Unambiguous direct detection of cosmological dark matter particles is, perhaps, the single most pressing particle astrophysics measurement sought by cosmologists and theoretical particle physicists alike. Dark matter is well known by its gravitational effects observed throughout the universe, despite being entirely invisible to our telescopes measuring the electromagnetic spectrum from radio frequencies, through the visible spectrum, and up to gamma rays. The gravitational effects appear in deviations from uniform intensity of the cosmic microwave background radiation, galactic clustering, gravitational lensing, and the rotation of galaxies. The leading candidate for these gravitational effects is the presence of a weakly interacting massive particle (WIMP), the gravitational influence of which is ubiquitous but otherwise does not participate in the familiar interactions of the Standard Model of particle physics.
The public and scientific interest in dark matter stems from the glaring realization that scientists and researchers only know and understand ~5% of the material that composes the universe. The figure above divides the universe into categories of mass composition. From the last century of physical research, science can claim familiarity with only the heavy elements, neutrinos, stars, and free hydrogen and helium produced by the Big Bang. The remaining ~95% is essentially unknown. Dark matter, at 23%, is better understood—more fairly, better constrained—than the mysterious dark energy component.

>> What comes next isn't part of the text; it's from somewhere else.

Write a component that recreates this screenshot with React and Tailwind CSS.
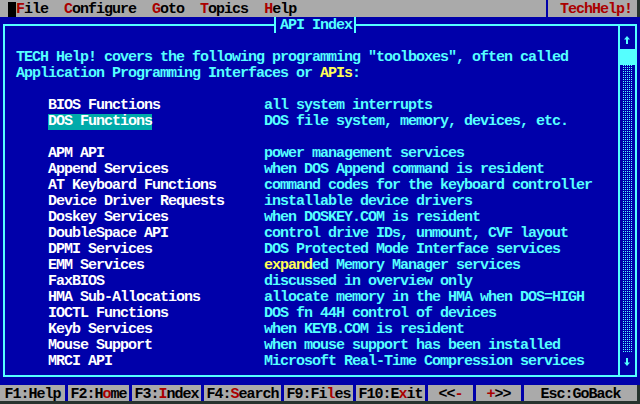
import React from "react";

const entries = [
  ["APM API", "power management services"],
  ["Append Services", "when DOS Append command is resident"],
  ["AT Keyboard Functions", "command codes for the keyboard controller"],
  ["Device Driver Requests", "installable device drivers"],
  ["Doskey Services", "when DOSKEY.COM is resident"],
  ["DoubleSpace API", "control drive IDs, unmount, CVF layout"],
  ["DPMI Services", "DOS Protected Mode Interface services"],
  [
    "EMM Services",
    <>
      <span className="text-[#ffff55]">expand</span>ed Memory Manager services
    </>,
  ],
  ["FaxBIOS", "discussed in overview only"],
  ["HMA Sub-Allocations", "allocate memory in the HMA when DOS=HIGH"],
  ["IOCTL Functions", "DOS fn 44H control of devices"],
  ["Keyb Services", "when KEYB.COM is resident"],
  ["Mouse Support", "when mouse support has been installed"],
  ["MRCI API", "Microsoft Real-Time Compression services"],
];

const keys = [
  { w: "w-[65px]", parts: ["F1:Help"] },
  { w: "w-[61px]", parts: ["F2:H", "o", "me"] },
  { w: "w-[69px]", parts: ["F3:", "I", "ndex"] },
  { w: "w-[77px]", parts: ["F4:", "S", "earch"] },
  { w: "w-[69px]", parts: ["F9:Fi", "l", "es"] },
  { w: "w-[69px]", parts: ["F10:E", "x", "it"] },
  { w: "w-[45px]", parts: ["<<", "-", ""] },
  { w: "w-[45px]", parts: ["", "+", ">>"] },
  { w: "w-[113px]", parts: ["Esc:GoBack"] },
];

function MenuItem({ label }) {
  return (
    <span>
      <span className="text-[#aa0000]">{label[0]}</span>
      {label.slice(1)}
    </span>
  );
}

function Arrow({ down }) {
  return (
    <svg width="8" height="16" viewBox="0 0 8 16" className={down ? "rotate-180" : ""}>
      <path d="M4 3 L7 6.5 L1 6.5 Z" fill="#55ffff" />
      <rect x="3" y="6" width="2" height="5" fill="#55ffff" />
    </svg>
  );
}

function Row({ children, className = "" }) {
  return <div className={`h-[16px] whitespace-pre ${className}`}>{children}</div>;
}

function Entry({ name, desc, active }) {
  return (
    <Row className="flex pl-[32px]">
      <div className="w-[216px] text-white">
        {active ? (
          <span className="inline-block h-[16px] bg-[#00aaaa]">{name}</span>
        ) : (
          name
        )}
      </div>
      <div className="text-[#55ffff]">{desc}</div>
    </Row>
  );
}

export default function App() {
  return (
    <div className="w-[640px] h-[404px] bg-[#27332e] overflow-hidden font-['Liberation_Mono',monospace] font-bold text-[15px] leading-[16px] tracking-[-1px]">
      {/* Menu bar */}
      <div className="flex h-[17px] w-[637px] bg-[#aaaaaa] text-black">
        <div className="flex w-[546px] whitespace-pre">
          <span className="w-[8px]"></span>
          <span className="w-[8px] h-[15px] mt-[2px] bg-black"></span>
          <span className="flex gap-[16px] pt-[3px] leading-[13px]">
            <MenuItem label="File" />
            <MenuItem label="Configure" />
            <MenuItem label="Goto" />
            <MenuItem label="Topics" />
            <MenuItem label="Help" />
          </span>
        </div>
        <div className="w-[2px] h-[17px] bg-[#0000aa]"></div>
        <div className="flex-1 pl-[12px] pt-[3px] leading-[13px] text-[#aa0000]">TechHelp!</div>
      </div>

      {/* Window */}
      <div className="relative h-[368px] pt-[7px] bg-[#0000aa]">
        <div className="absolute left-[274px] top-0 flex h-[16px] bg-[#0000aa] text-[#55ffff]">
          <div className="w-[2px] h-[16px] bg-[#55ffff]"></div>
          <div className="pl-[4px] pr-[2px] pt-[1px] whitespace-pre">API Index</div>
          <div className="w-[2px] h-[16px] bg-[#55ffff]"></div>
        </div>

        <div className="mx-[3px] h-[353px] border-2 border-[#55ffff] flex">
          <div className="flex-1 pl-[11px] pt-[24px] text-[#55ffff]">
            <Row>TECH Help! covers the following programming "toolboxes", often called</Row>
            <Row>
              Application Programming Interfaces or <span className="text-[#ffff55]">APIs</span>:
            </Row>
            <Row> </Row>
            <Entry name="BIOS Functions" desc="all system interrupts" />
            <Entry name="DOS Functions" desc="DOS file system, memory, devices, etc." active />
            <Row> </Row>
            {entries.map(([name, desc]) => (
              <Entry key={name} name={name} desc={desc} />
            ))}
          </div>

          {/* Scroll bar */}
          <div className="w-[17px] border-l-2 border-[#55ffff] pt-[7px] flex flex-col">
            <div className="h-[16px] pl-[3px]">
              <Arrow />
            </div>
            <div className="h-[16px] -ml-[2px] -mr-[1px] bg-[#55ffff]"></div>
            <div className="h-[288px] ml-[3px] w-[9px] bg-[image:conic-gradient(from_90deg_at_1px_1px,transparent_50%,#55ffff_0_75%,transparent_0)] bg-[length:2px_2px]"></div>
            <div className="h-[16px] pl-[3px]">
              <Arrow down />
            </div>
          </div>
        </div>
      </div>

      {/* Function keys */}
      <div className="flex h-[16px] w-[637px] gap-[3px] bg-[#0000aa] text-black">
        {keys.map((k, i) => (
          <div
            key={i}
            className={`${k.w} h-[16px] bg-[#aaaaaa] flex justify-center whitespace-pre pt-[4px] leading-[12px]`}
          >
            <span>{k.parts[0]}</span>
            {k.parts[1] !== undefined && <span className="text-[#aa0000]">{k.parts[1]}</span>}
            {k.parts[2] !== undefined && <span>{k.parts[2]}</span>}
          </div>
        ))}
      </div>
    </div>
  );
}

The search for WIMP dark matter has more than a twenty-five year of history, dovetailing on cosmologists' efforts to account for the evolution of the mass distribution of the universe. Where these observations have led to proposals for a particle physics solution, a confrontation with the Standard Model of particle physics is inevitable. No known particle has properties that account for the astronomical observations, yet a clear prediction emerges that WIMP dark matter should interact with the matter of our everyday experience via elastic scattering. Simply put, a heavy dark matter particle should bounce off nuclei nearly as if they were two billiard balls on the physicist's pedagogical pool table.
As gravitational evidence has solidified and the direct measurement of cosmological dark matter remains elusive, calls for an experimental resolution to this mystery have grown. Written for the National Academies, the 2006 report, Revealing the Hidden Nature of Space and Time: Charting the Course for Elementary Particle Physics1, devotes one of four "Key Question in Particle Physics" to determining the nature of dark matter. A slightly older report, Connecting Quarks with the Cosmos: Eleven Science Questions for the New Century2 significantly poses its first question as: "What is Dark Matter?"
1 U.S. National Research Council, Committee on Elementary Particle Physics in the 21st Century. 2006. Revealing the Hidden Nature of Space and Time: Charting the Course for Elementary Particle Physics. National Academies Press, Washington, D.C.
2 U.S. National Research Council, Committee on the Physics of the Universe. 2003. Connecting Quarks with the Cosmos: Eleven Science Questions for the New Century. National Academies Press, Washington, D.C.